Leah called me late Wednesday. A last minute meeting had come up in her schedule, and she needed someone to be able to watch her two kids between 1:30 and 3:30. I had no prior commitments, so I was free to accept. The front door was going to be left unlocked, since they would be leaving about five minutes before I was scheduled to arrive. I was to walk in, make myself at home, and prepare for June to get home at 1:45, and then Roy would get home around 2:45. Super easy, right?
I got to the house alright and on time. I felt pretty good about myself. As I was getting out of the car, I developed a small case of paranoia. What if this wasn't the right house, and I just strolled right in? Talk about an awkward encounter. So I knocked lightly on the door. I waited. I knocked harder. I waited. I rang the bell. I waited. Nothing. I figured that this was the right house after all. I pushed on the handle, and pressed against the door. Nothing.

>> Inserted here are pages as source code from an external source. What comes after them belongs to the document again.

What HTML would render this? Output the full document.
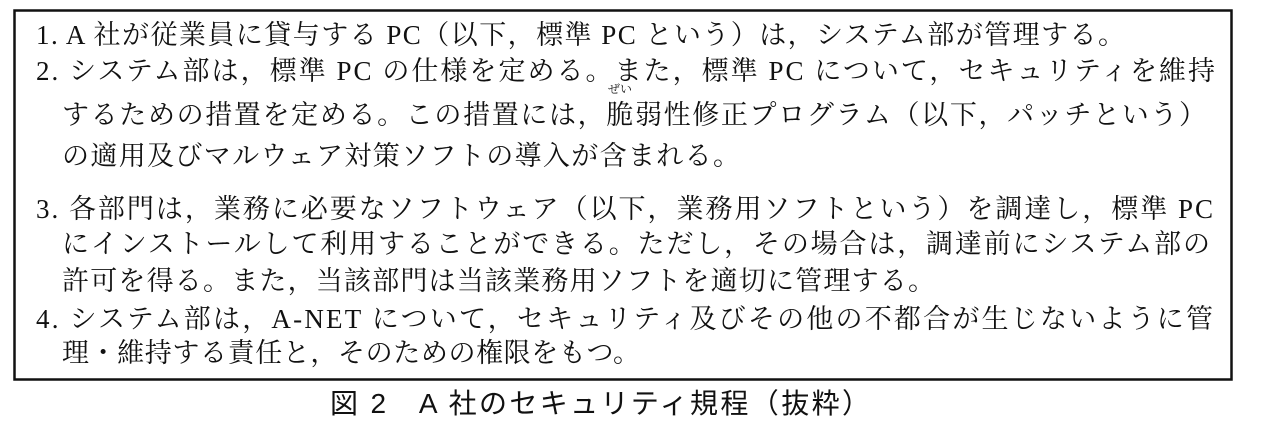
<!DOCTYPE html>
<html><head><meta charset="utf-8"><style>
html,body{margin:0;padding:0;background:#fff;width:1276px;height:422px;overflow:hidden}
svg text{font-family:"Liberation Serif","Noto Serif CJK SC",serif;font-size:27px;fill:#111}
svg text.cap{font-family:"Liberation Sans","Noto Sans CJK JP",sans-serif;font-size:28px}
svg text.rb{font-size:12px}
</style></head><body>
<svg width="1276" height="422" xmlns="http://www.w3.org/2000/svg">
<rect x="14.5" y="10.5" width="1217" height="369" fill="none" stroke="#111" stroke-width="2.5"/>
<text x="36" y="44" textLength="1089" lengthAdjust="spacing">1. A 社が従業員に貸与する PC（以下，標準 PC という）は，システム部が管理する。</text>
<text x="36" y="80" textLength="1179" lengthAdjust="spacing">2. システム部は，標準 PC の仕様を定める。また，標準 PC について，セキュリティを維持</text>
<text class="rb" x="608" y="93">ぜい</text>
<text x="62" y="124" textLength="1144" lengthAdjust="spacing">するための措置を定める。この措置には，脆弱性修正プログラム（以下，パッチという）</text>
<text x="62" y="165" textLength="678" lengthAdjust="spacing">の適用及びマルウェア対策ソフトの導入が含まれる。</text>
<text x="36" y="218" textLength="1177" lengthAdjust="spacing">3. 各部門は，業務に必要なソフトウェア（以下，業務用ソフトという）を調達し，標準 PC</text>
<text x="62" y="253" textLength="1148" lengthAdjust="spacing">にインストールして利用することができる。ただし，その場合は，調達前にシステム部の</text>
<text x="62" y="290" textLength="873" lengthAdjust="spacing">許可を得る。また，当該部門は当該業務用ソフトを適切に管理する。</text>
<text x="36" y="328" textLength="1177" lengthAdjust="spacing">4. システム部は，A-NET について，セキュリティ及びその他の不都合が生じないように管</text>
<text x="62" y="362" textLength="578" lengthAdjust="spacing">理・維持する責任と，そのための権限をもつ。</text>
<text class="cap" x="330" y="413" textLength="540" lengthAdjust="spacing">図 2　A 社のセキュリティ規程（抜粋）</text>
</svg>
</body></html>
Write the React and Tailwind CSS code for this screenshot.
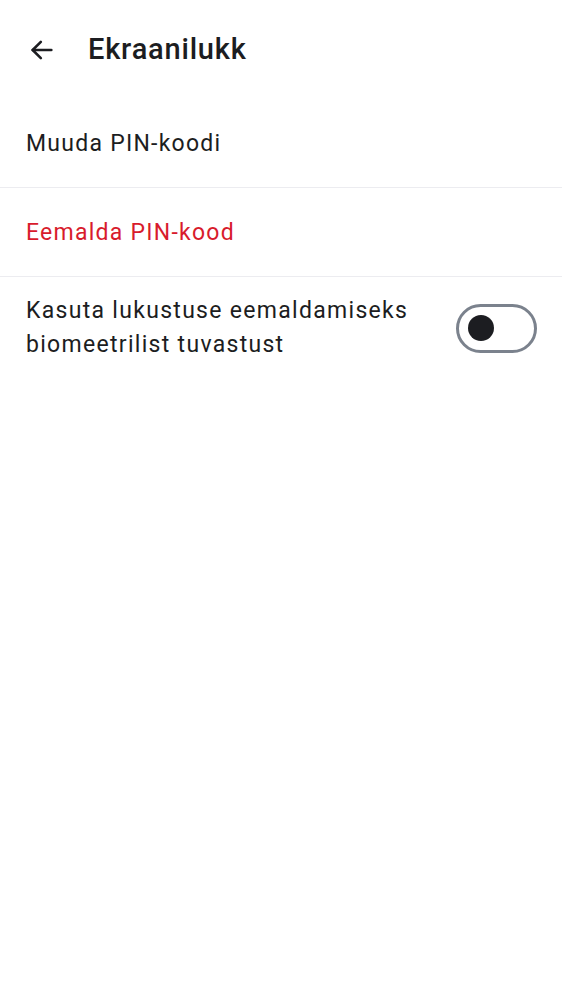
export default function App() {
  return (
    <div className="min-h-screen bg-white text-[#1c1d21]" style={{ fontFamily: 'Roboto, sans-serif' }}>
      <div className="flex items-center h-[100px] px-[28px]">
        <svg width="28" height="28" viewBox="0 0 24 24" fill="none" stroke="#1c1d21" strokeWidth="2.2" strokeLinecap="round" strokeLinejoin="round">
          <path d="M20 12H4" />
          <path d="M11 5l-7 7 7 7" />
        </svg>
        <h1 className="ml-[32px] text-[29px] font-medium tracking-[0.8px]">Ekraanilukk</h1>
      </div>
      <div className="flex items-center h-[88px] px-[26px] pt-[2px] border-b border-[#ececf0] text-[23px] tracking-[1.25px]">
        Muuda PIN-koodi
      </div>
      <div className="flex items-center h-[89px] px-[26px] pt-[2px] border-b border-[#ececf0] text-[23px] tracking-[1.25px] text-[#d81b2c]">
        Eemalda PIN-kood
      </div>
      <div className="flex items-center justify-between pl-[26px] pr-[25px] pt-[17px] pb-[14px]">
        <div className="text-[23px] leading-[34px] tracking-[1.3px]">
          Kasuta lukustuse eemaldamiseks
          <br />
          biomeetrilist tuvastust
        </div>
        <div className="w-[81px] h-[49px] rounded-full border-[3px] border-[#7b828d] flex items-center pl-[9px] shrink-0">
          <div className="w-[26px] h-[26px] rounded-full bg-[#1c1d21]" />
        </div>
      </div>
    </div>
  )
}
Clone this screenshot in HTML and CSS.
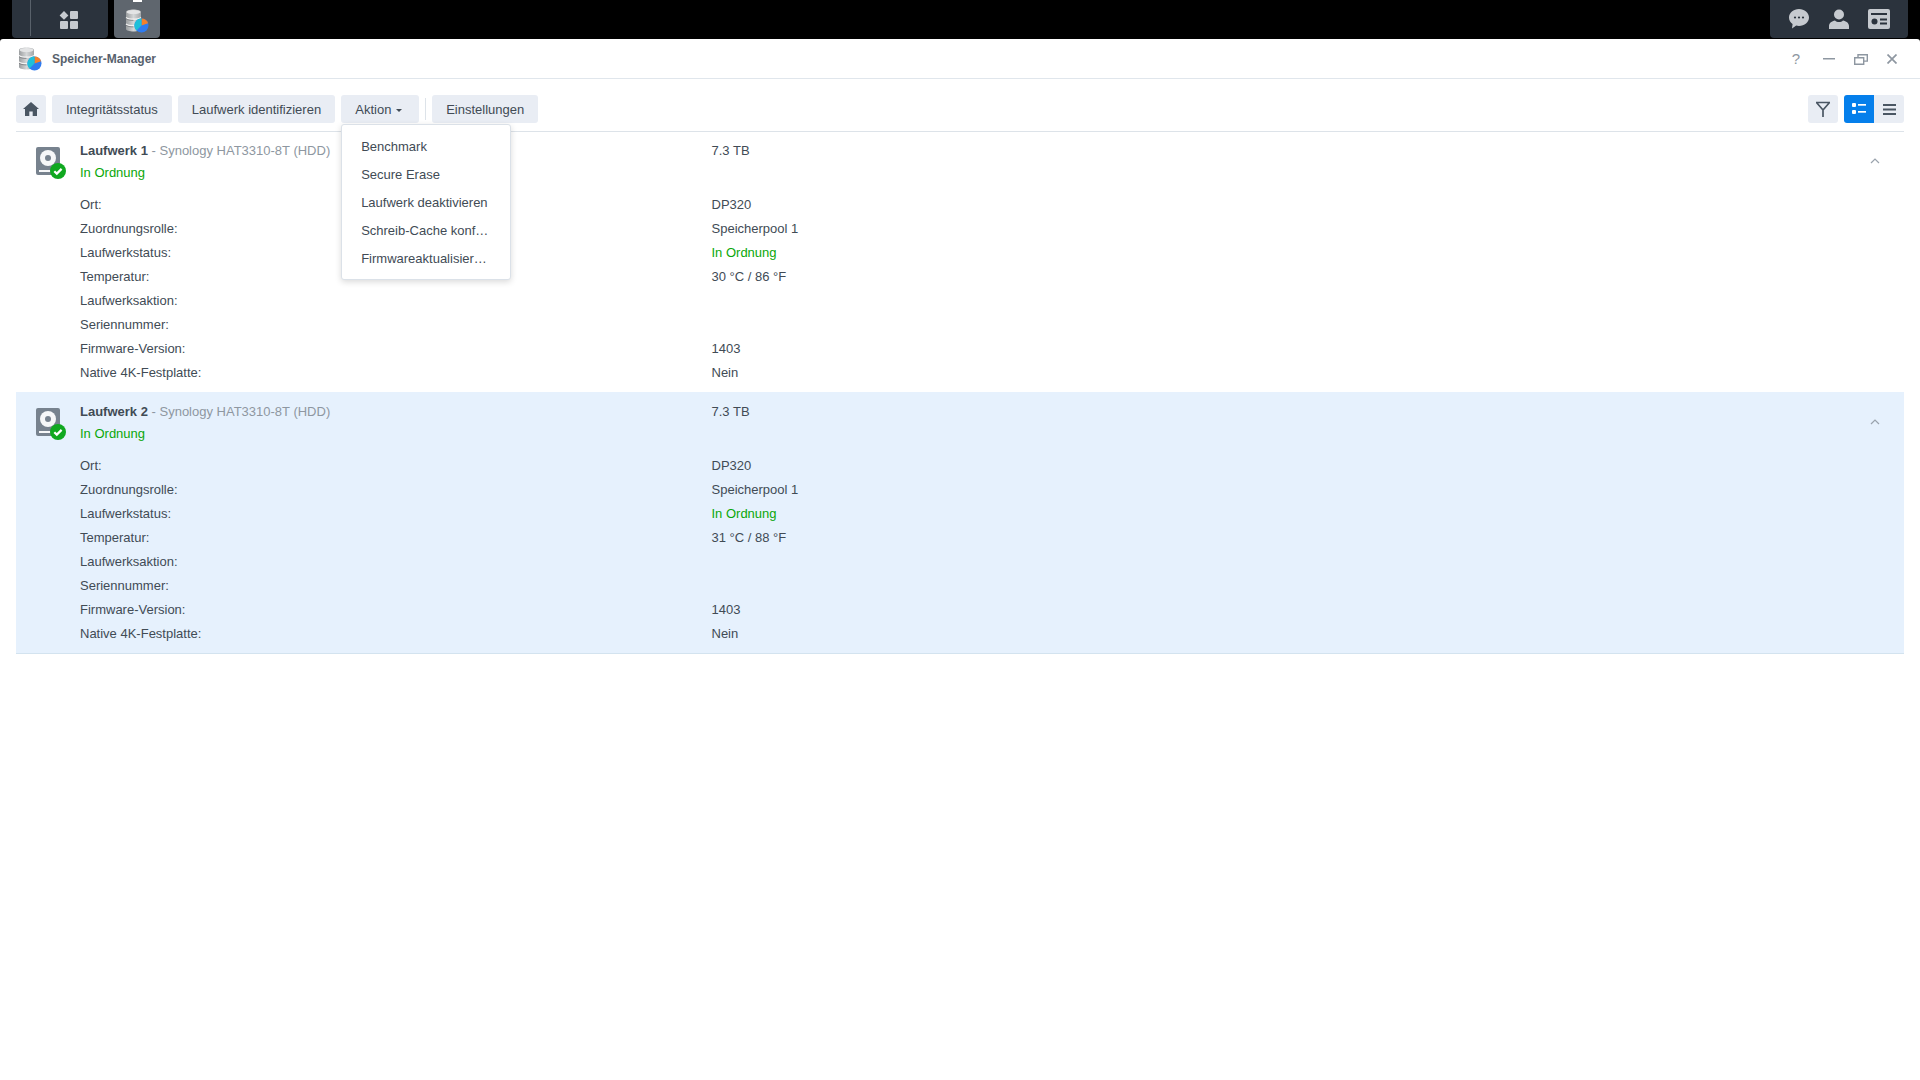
FILE: index.html
```html
<!DOCTYPE html>
<html lang="de">
<head>
    <meta charset="UTF-8">
    <meta name="viewport" content="width=device-width, initial-scale=1.0">
    <title>Speicher-Manager</title>
    <link rel="stylesheet" href="styles.css">
</head>
<body>
    <svg class="defs" width="0" height="0">
        <defs>
            <linearGradient id="disk-metal" x1="0" y1="0" x2="1" y2="0">
                <stop offset="0" stop-color="#9a9d9f"/>
                <stop offset="0.5" stop-color="#d4d6d7"/>
                <stop offset="1" stop-color="#a3a6a8"/>
            </linearGradient>
        </defs>
        <symbol id="storage" viewBox="0 0 24 24">
            <path d="M1 3c0-1.400 3.400-2.500 7.500-2.500S16 1.600 16 3v17c0 1.400-3.400 2.500-7.500 2.500S1 21.400 1 20z" fill="url(#disk-metal)"/>
            <ellipse cx="8.500" cy="3" rx="7" ry="2" fill="#e3e4e5"/>
            <path d="M1 8.500c1.500 1.200 4 1.700 7.500 1.700S14.500 9.700 16 8.500M1 15c1.500 1.200 4 1.700 7.500 1.700S14.500 16.200 16 15" fill="none" stroke="#f3f3f3" stroke-width="1.300"/>
            <path d="M1 9.700c1.500 1.200 4 1.700 7.500 1.700M1 16.200c1.500 1.200 4 1.700 7.500 1.700" fill="none" stroke="#76797c" stroke-width=".8"/>
            <circle cx="16.500" cy="16.500" r="7" fill="#2f7bf0"/>
            <path d="M16.500 16.500V9.500a7 7 0 0 1 6.600 4.800z" fill="#f5812a"/>
            <path d="M16.500 16.500l-5 4.900a7 7 0 0 1 5-11.900z" fill="#1fc0d8"/>
        </symbol>
        <symbol id="disk" viewBox="0 0 24 28">
            <rect width="24" height="28" rx="2" fill="#77828e"/>
            <circle cx="12" cy="11" r="8" fill="#f6f7f8"/>
            <circle cx="12" cy="11" r="3" fill="#77828e"/>
            <rect x="3" y="23" width="12" height="2" fill="#f6f7f8"/>
        </symbol>
        <symbol id="ok" viewBox="0 0 16 16">
            <circle cx="8" cy="8" r="8" fill="#10a820"/>
            <path d="M4.300 8.200l2.500 2.400 4.800-4.700" fill="none" stroke="#fff" stroke-width="2.200"/>
        </symbol>
        <symbol id="chevron" viewBox="0 0 10 6">
            <path d="M1 5l4-4 4 4" fill="none" stroke="#9aa3ad" stroke-width="1.200"/>
        </symbol>
    </svg>

    <div class="taskbar">
        <div class="task-left">
            <div class="task-btn task-main">
                <span class="task-divider"></span>
                <svg class="task-grid" width="20" height="18" viewBox="0 0 20 18">
                    <path d="M5 0l4.400 4.400L5 8.800.6 4.400z" fill="#c6cacf"/>
                    <rect x="11" y="0" width="8" height="8" rx="1" fill="#c6cacf"/>
                    <rect x="1" y="10" width="8" height="8" rx="1" fill="#c6cacf"/>
                    <rect x="11" y="10" width="8" height="8" rx="1" fill="#c6cacf"/>
                </svg>
            </div>
            <div class="task-btn task-app">
                <span class="task-mark"></span>
                <svg class="task-app-icon" width="24" height="24"><use href="#storage"/></svg>
            </div>
        </div>
        <div class="task-right">
            <svg width="20" height="20" viewBox="0 0 20 20">
                <path d="M10 0c5.500 0 10 3.800 10 8.500S15.500 17 10 17c-1 0-1.900-.1-2.800-.4L3 19.500l.6-4.500C1.400 13.500 0 11.100 0 8.500 0 3.800 4.500 0 10 0z" fill="#c6cacf"/>
                <circle cx="6" cy="8.500" r="1.100" fill="#2b333d"/><circle cx="10" cy="8.500" r="1.100" fill="#2b333d"/><circle cx="14" cy="8.500" r="1.100" fill="#2b333d"/>
            </svg>
            <svg width="20" height="20" viewBox="0 0 20 20">
                <circle cx="10" cy="5.500" r="5" fill="#c6cacf"/>
                <path d="M0 20v-3c0-3 3-5 6-5.500 1 1 2.500 1.500 4 1.500s3-.5 4-1.500c3 .5 6 2.500 6 5.500v3z" fill="#c6cacf"/>
            </svg>
            <svg class="task-card" width="22" height="20" viewBox="0 0 22 20">
                <rect width="22" height="20" rx="2" fill="#c6cacf"/>
                <rect x="3" y="4" width="16" height="2" fill="#2b333d"/>
                <circle cx="6.500" cy="12.500" r="3" fill="#2b333d"/>
                <rect x="12" y="9.500" width="7" height="2" fill="#2b333d"/>
                <rect x="12" y="13.500" width="7" height="2" fill="#2b333d"/>
            </svg>
        </div>
    </div>

    <div class="window">
        <div class="titlebar">
            <svg class="title-icon" width="24" height="24"><use href="#storage"/></svg>
            <span class="title-text">Speicher-Manager</span>
            <div class="title-tools">
                <span class="help">?</span>
                <svg width="12" height="12" viewBox="0 0 12 12"><rect y="5" width="12" height="1.500" fill="#8e97a1"/></svg>
                <svg width="14" height="12" viewBox="0 0 14 12"><path d="M.7 4.700h9v6.600h-9zM4 4.500V1.700h9.300v6.400h-3.400" fill="none" stroke="#8e97a1" stroke-width="1.400"/></svg>
                <svg width="10" height="10" viewBox="0 0 10 10"><path d="M.5.500l9 9M9.500.5l-9 9" stroke="#8e97a1" stroke-width="1.700"/></svg>
            </div>
        </div>

        <div class="toolbar">
            <button class="btn btn-icon">
                <svg width="16" height="14" viewBox="0 0 16 14"><path d="M8 0l8 7h-2v7H9.700V9.500H6.300V14H2V7H0z" fill="#4a5663"/></svg>
            </button>
            <button class="btn">Integritätsstatus</button>
            <button class="btn">Laufwerk identifizieren</button>
            <div class="dropdown">
                <button class="btn btn-action">Aktion <span class="caret"></span></button>
                <ul class="menu">
                    <li>Benchmark</li>
                    <li>Secure Erase</li>
                    <li>Laufwerk deaktivieren</li>
                    <li>Schreib-Cache konf…</li>
                    <li>Firmwareaktualisier…</li>
                </ul>
            </div>
            <span class="tool-sep"></span>
            <button class="btn">Einstellungen</button>
            <div class="toolbar-right">
                <button class="btn btn-icon">
                    <svg width="16" height="16" viewBox="0 0 16 16"><path d="M1 1.500h14M1.500 1.500L8 9l6.500-7.500M8 8.500V16" fill="none" stroke="#4a5663" stroke-width="1.700"/></svg>
                </button>
                <div class="view-switch">
                    <button class="btn btn-icon view-on">
                        <svg width="14" height="12" viewBox="0 0 14 12"><rect width="4" height="4" rx="1" fill="#fff"/><rect y="7" width="4" height="4" rx="1" fill="#fff"/><rect x="6" y="1" width="8" height="1.700" fill="#fff"/><rect x="6" y="8" width="8" height="1.700" fill="#fff"/></svg>
                    </button>
                    <button class="btn btn-icon">
                        <svg width="13" height="11" viewBox="0 0 13 11"><rect width="13" height="2" fill="#4a5663"/><rect y="4.500" width="13" height="2" fill="#4a5663"/><rect y="9" width="13" height="2" fill="#4a5663"/></svg>
                    </button>
                </div>
            </div>
        </div>

        <div class="drive-list">
            <div class="drive">
                <div class="drive-icon">
                    <svg width="24" height="28"><use href="#disk"/></svg>
                    <svg class="drive-ok" width="16" height="16"><use href="#ok"/></svg>
                </div>
                <div class="drive-body">
                    <div class="detail drive-name">
                        <span><b>Laufwerk 1</b><span class="muted"> - Synology HAT3310-8T (HDD)</span></span>
                        <span>7.3 TB</span>
                    </div>
                    <div class="drive-status good">In Ordnung</div>
                    <div class="detail"><span>Ort:</span><span>DP320</span></div>
                    <div class="detail"><span>Zuordnungsrolle:</span><span>Speicherpool 1</span></div>
                    <div class="detail"><span>Laufwerkstatus:</span><span class="good">In Ordnung</span></div>
                    <div class="detail"><span>Temperatur:</span><span>30 °C / 86 °F</span></div>
                    <div class="detail"><span>Laufwerksaktion:</span><span></span></div>
                    <div class="detail"><span>Seriennummer:</span><span></span></div>
                    <div class="detail"><span>Firmware-Version:</span><span>1403</span></div>
                    <div class="detail"><span>Native 4K-Festplatte:</span><span>Nein</span></div>
                </div>
                <svg class="drive-toggle" width="10" height="6"><use href="#chevron"/></svg>
            </div>

            <div class="drive drive-selected">
                <div class="drive-icon">
                    <svg width="24" height="28"><use href="#disk"/></svg>
                    <svg class="drive-ok" width="16" height="16"><use href="#ok"/></svg>
                </div>
                <div class="drive-body">
                    <div class="detail drive-name">
                        <span><b>Laufwerk 2</b><span class="muted"> - Synology HAT3310-8T (HDD)</span></span>
                        <span>7.3 TB</span>
                    </div>
                    <div class="drive-status good">In Ordnung</div>
                    <div class="detail"><span>Ort:</span><span>DP320</span></div>
                    <div class="detail"><span>Zuordnungsrolle:</span><span>Speicherpool 1</span></div>
                    <div class="detail"><span>Laufwerkstatus:</span><span class="good">In Ordnung</span></div>
                    <div class="detail"><span>Temperatur:</span><span>31 °C / 88 °F</span></div>
                    <div class="detail"><span>Laufwerksaktion:</span><span></span></div>
                    <div class="detail"><span>Seriennummer:</span><span></span></div>
                    <div class="detail"><span>Firmware-Version:</span><span>1403</span></div>
                    <div class="detail"><span>Native 4K-Festplatte:</span><span>Nein</span></div>
                </div>
                <svg class="drive-toggle" width="10" height="6"><use href="#chevron"/></svg>
            </div>
        </div>
    </div>
</body>
</html>
```

FILE: styles.css
```css
html, body {
    height: 100%;
}
body {
    margin: 0;
    background-color: #000;
    font-family: "Liberation Sans", Arial, sans-serif;
    font-size: 13px;
    color: #414b55;
    display: flex;
    flex-direction: column;
    overflow: hidden;
}
.defs {
    position: absolute;
}

/* top bar */
.taskbar {
    height: 39px;
    flex: none;
    display: flex;
    justify-content: space-between;
    background-color: #000;
}
.task-left {
    display: flex;
    gap: 6px;
    padding-left: 12px;
}
.task-btn {
    height: 38px;
    box-sizing: border-box;
    border-radius: 0 0 4px 4px;
    display: flex;
    align-items: center;
    position: relative;
}
.task-main {
    width: 96px;
    background-color: #2b333d;
    justify-content: center;
    padding-left: 18px;
}
.task-divider {
    position: absolute;
    left: 18px;
    top: 0;
    width: 1px;
    height: 36px;
    background-color: #59616a;
}
.task-grid {
    margin-top: 2px;
}
.task-app {
    width: 46px;
    background-color: #5f666e;
    justify-content: center;
}
.task-mark {
    position: absolute;
    left: 19px;
    top: 0;
    width: 9px;
    height: 2px;
    background-color: #fff;
}
.task-app-icon {
    margin-top: 4px;
}
.task-right {
    width: 138px;
    height: 38px;
    margin-right: 12px;
    background-color: #2b333d;
    border-radius: 0 0 4px 4px;
    display: flex;
    align-items: center;
    gap: 20px;
    padding-left: 19px;
    box-sizing: border-box;
}
.task-card {
    margin-left: -1px;
}

/* window */
.window {
    flex: 1;
    background-color: #fff;
    border-radius: 3px 3px 0 0;
    display: flex;
    flex-direction: column;
}
.titlebar {
    height: 39px;
    flex: none;
    margin: 0;
    padding: 0 23px 0 18px;
    border-bottom: 1px solid #e0e6ec;
    display: flex;
    align-items: center;
}
.title-icon {
    margin-right: 10px;
}
.title-text {
    font-size: 12px;
    font-weight: bold;
    color: #57616c;
}
.title-tools {
    margin-left: auto;
    display: flex;
    align-items: center;
    gap: 19px;
}
.help {
    font-size: 15px;
    line-height: 15px;
    margin-right: 4px;
    color: #8e97a1;
}

/* toolbar */
.toolbar {
    height: 28px;
    flex: none;
    margin: 16px 16px 0;
    padding-bottom: 8px;
    border-bottom: 1px solid #dde3e9;
    display: flex;
    gap: 6px;
}
.btn {
    height: 28px;
    padding: 0 14px;
    border: none;
    border-radius: 3px;
    background-color: #e9edf4;
    color: #414b55;
    font-family: inherit;
    font-size: 13px;
    cursor: pointer;
}
.btn-icon {
    width: 30px;
    padding: 0;
    display: flex;
    align-items: center;
    justify-content: center;
}
.btn-action {
    width: 78px;
    padding: 0 3px 0 0;
}
.caret {
    display: inline-block;
    margin-left: 1px;
    vertical-align: 2px;
    border-left: 3px solid transparent;
    border-right: 3px solid transparent;
    border-top: 3px solid #414b55;
}
.dropdown {
    position: relative;
}
.menu {
    position: absolute;
    left: 0;
    top: 29px;
    z-index: 5;
    width: 170px;
    box-sizing: border-box;
    margin: 0;
    padding: 8px 0 6px;
    list-style: none;
    background-color: #fff;
    border: 1px solid #dbe1e8;
    border-radius: 3px;
    box-shadow: 0 2px 6px rgba(0, 0, 0, 0.15);
}
.menu li {
    height: 28px;
    line-height: 28px;
    padding-left: 19px;
    white-space: nowrap;
}
.tool-sep {
    width: 1px;
    height: 22px;
    margin: 3px 0 0;
    background-color: #dde3e9;
}
.toolbar-right {
    margin-left: auto;
    display: flex;
    gap: 6px;
}
.view-switch {
    display: flex;
}
.view-switch .btn {
    border-radius: 0 3px 3px 0;
}
.view-switch .view-on {
    background-color: #057feb;
    border-radius: 3px 0 0 3px;
}

/* drives */
.drive-list {
    margin: 0 16px;
}
.drive {
    position: relative;
    display: flex;
    height: 260px;
    box-sizing: border-box;
    padding: 7px 0 0;
}
.drive-selected {
    height: 262px;
    padding-top: 8px;
    background-color: #e6f1fd;
    border-bottom: 1px solid #d3e3ef;
}
.drive-selected .drive-toggle {
    top: 27px;
}
.drive-icon {
    position: relative;
    width: 64px;
    flex: none;
    padding: 8px 0 0 20px;
    box-sizing: border-box;
}
.drive-ok {
    position: absolute;
    left: 34px;
    top: 24px;
}
.drive-body {
    flex: 1;
}
.detail {
    display: grid;
    grid-template-columns: 631.5px 1fr;
    height: 24px;
    line-height: 24px;
}
.drive-name b {
    color: #414b55;
}
.muted {
    color: #8e97a1;
}
.good {
    color: #0aa70a;
}
.drive-status {
    height: 30px;
    line-height: 20px;
}
.drive-toggle {
    position: absolute;
    right: 24px;
    top: 26px;
}
```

Having nothing in response to knocking was alright. Having nothing in response to opening the door was not alright. I tried again.
This did not exactly work either. I then realized that my frantic shoving against the door could make me look like a mad creeper forcing entrance into an unwilling house. Not the best appearance to be giving in a suburb with NEIGHBORHOOD WATCH signs everywhere.
Unfortunately for me, this sign describes my exact appearance and situation at that precise moment. This was not good. I immediately ceased and desisted all attempts to barge into the house, whether or not I had the owners' permission to do so. Instead, I decided to sit down and read my book on the front step. It was a GORGEOUS day, not too hot, not humid, and absolutely beautiful. I, as always, had my book with me.
As I was in the process of jutting out my tush to sit down, I was swarmed by a massive herd of bees, all of which were of one mind: DESTROY AND MANGLE THE TASHYA GIRL!
I hadn't done anything! I wasn't even pretending to be a little black rain cloud! I wasn't stealing honey! I just wanted to read! Sheesh. Pooh Bear has left a bad taste in the mouths of bees everywhere. Good thing Winnie the Pooh is so cute, or I'd be so mad at him right now.
So I just sat in the car with the door open. I was hoping that when June got home, she'd know a great way to get into the house without being a total creeper about it. She would be my ticket in! Only that didn't work, because, hey, she's like four and doesn't know how to break into houses.
My friend Shannon was the one that brought June home from school. She walked around the house with me, despite the fact that she had two children of her own in the van, and tried to help me get in. It didn't work out so well. So she invited us back to her house to play, since she lived just around the corner. And since I had no other options at that point, I took her up on that offer.
NOTE: Only the little blonde girl isn't named Alissa. She's named AlYssa. There's a difference. Alissa is a different girl from a different family that I babysit for. AlYssa is Shannon's little girl. She's cute.
We played around with bikes, hula hoops, scooters, and other little doodads until Roy got out of school. Little Alyssa does very well with the hula hoop. She definitely schooled me. She kept her body in tight and neat control. It should be noted that pathetic hip gyrations that rack the entire body do not maintain hoop levitation, but instead places it closer to the knees. Later, I was allowed to stop humiliating myself when we fetched Roy from the school. Then then debated what we should do at that point.
I was then informed by Shannon, who had called another lady, who had called the kids' dad, that the door was not in fact locked. The door was not locked? The door had a tendency to stick. You had to push really hard to open the door. I protested because I had SHOVED against the door! I was about to be ARRESTED from showing so hard against the door!
I packed up the kids and went with Shannon back over to The House With the Lousy Door. We went up to the door. I touched the door, TOUCHED it. And it swung open. Swung open at the same time as my mouth falling wide open. Seriously. That just left me feeling like a real fool. After that, I was only at their house with the kids for about 15 minutes before the job was over, and I was allowed to go home.
Later that night I got a call from Leah. She kept saying how sorry she was that they had forgotten to tell me about the Sticky Door. I just laughed it off and told her it was all good fun. She said that she was glad that I was having such a great sense of humor about it all instead of being mad.
I was glad she wasn't mad about hiring the village idiot to watch her kids. Honestly. Who can't open a door?